Our government does not exist without the people.  The wealth we create does not belong to the government.  It belongs to us, and we decide what amount of it goes to the government by acting through our representative political process.

To try and claim that this is not so is to claim that our government is not controlled by the people, but instead that we are controlled by the government.

Posted by Rob on 04/30 at 03:54 PM

Hi Bart,

1. One correction to my post: I obviously meant to say free speech rights in our sense was NOT a part of Roman political culture circa 2000 years ago.
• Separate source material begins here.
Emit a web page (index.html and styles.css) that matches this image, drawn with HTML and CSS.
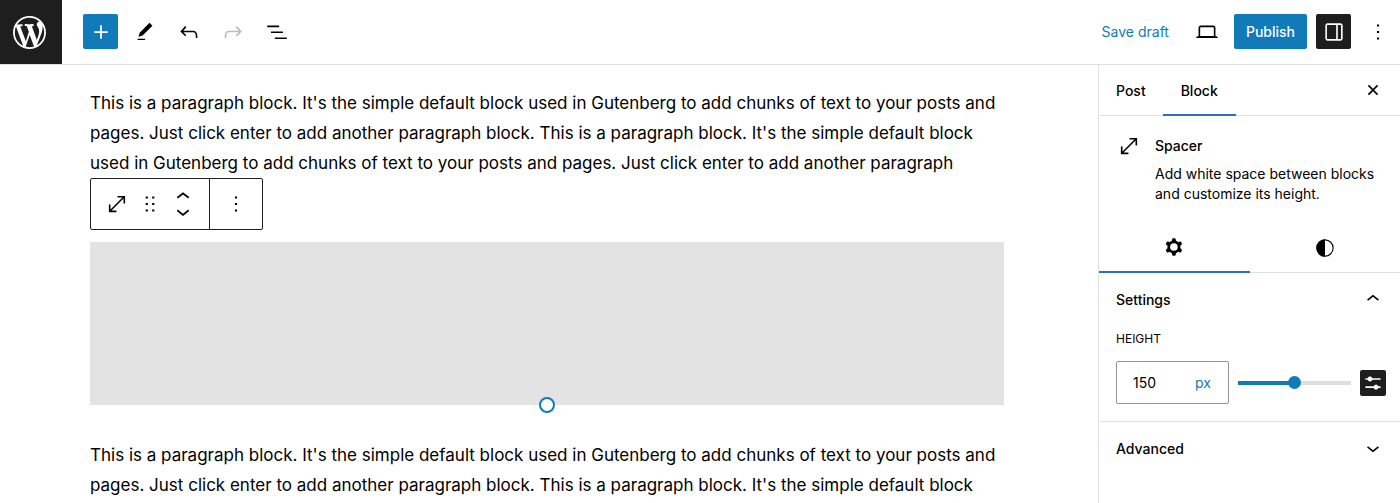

2. Yes, making rights claims does help change political culture over time. But not all rights claims are accepted, nor should they be. Which claims get accepted and which are not is ultimately a result of the political process.

best,
Thad

Posted by Thad Williamson on 04/30 at 01:32 PM

We could go back to the good old days of the Depression when capitalism had no regulation. The government through policy and enforcement agencies has a lot
positive economic input,: wages and hours, monetary funds,money supply, intrest rates, the whole Keynesian package of New Deal reforms. I just see libertarians as wanting a free ride. No taxes, no regulation of cars, no EPA, no nothing. I guess even Pell grants for education kicked to the curb. No GI Bill benefits, No VA for veterans, all that stuff costs too much. Yep. Unbridled capitalism is the way to go. No govt. guaranteed loans for the housing sector, either. Maybe even a host of private, start up venture capitalist Armies for defense…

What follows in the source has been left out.